No recording fully communicates that phenomenon.


Shared Silence Is Powerful


Some of the greatest theatrical moments involve almost nothing happening.


An actor stands perfectly still.

No music.

No movement.

No dialogue.

Hundreds of strangers become completely silent together.


That collective concentration has enormous emotional force because everyone is experiencing it simultaneously. On a laptop or television, interruptions become inevitable: notifications, distractions, kitchen trips, rewinding.


The communal experience disappears.


Imperfection Creates Authenticity


Film often aims for perfection through editing.


Theatre cannot.


A trembling hand, an unexpected laugh, a cracked voice, or genuine tears become part of the event itself. Those imperfections often make performances feel more truthful rather than less professional.


Many audience members remember tiny accidents years later because they revealed the

humanity underneath the performance.


Some Legendary Examples


Several performances have achieved almost mythical status largely because of what audiences reported experiencing in the room rather than what recordings preserve.

  • Zero Mostel in Fiddler on the Roof was remembered for an overwhelming comic vitality that contemporaneous recordings only partially capture.

  • Mark Rylance has repeatedly been described by audiences as creating an almost hypnotic intimacy in live performance that resists translation to screen.

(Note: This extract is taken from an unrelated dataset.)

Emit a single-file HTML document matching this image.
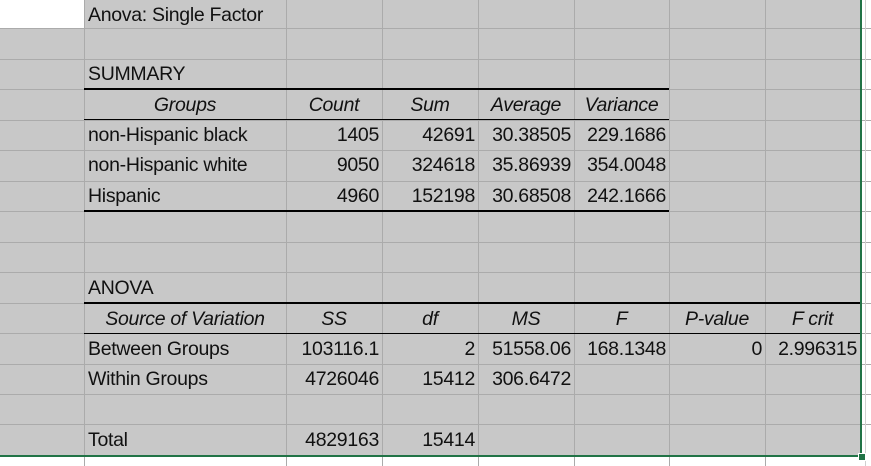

  • Laurie Metcalf has inspired countless reports from theatergoers who felt they were witnessing something almost unbearably immediate and emotionally dangerous in person.

  • James Earl Jones possessed a vocal and physical authority that audiences frequently describe as far more overwhelming in a theatre than through recordings.


Theatre's Greatest Asset: It Disappears


Ironically, theatre's greatest strength is also its greatest weakness.


When the curtain falls, the performance is gone forever.

Scripts remain.

Photographs remain.

Reviews remain.

But the actual event survives only in memory.


That ephemerality gives theatre a unique value in an age where nearly everything can be replayed endlessly. A remarkable live performance becomes something genuinely scarce —a shared experience that existed for one audience, in one room, at one moment in time, and can never be exactly recreated.


In an era of infinite digital reproduction, theatre still offers something almost radical: the possibility that the most extraordinary thing you will ever see cannot be streamed, downloaded, or watched again. It can only be remembered.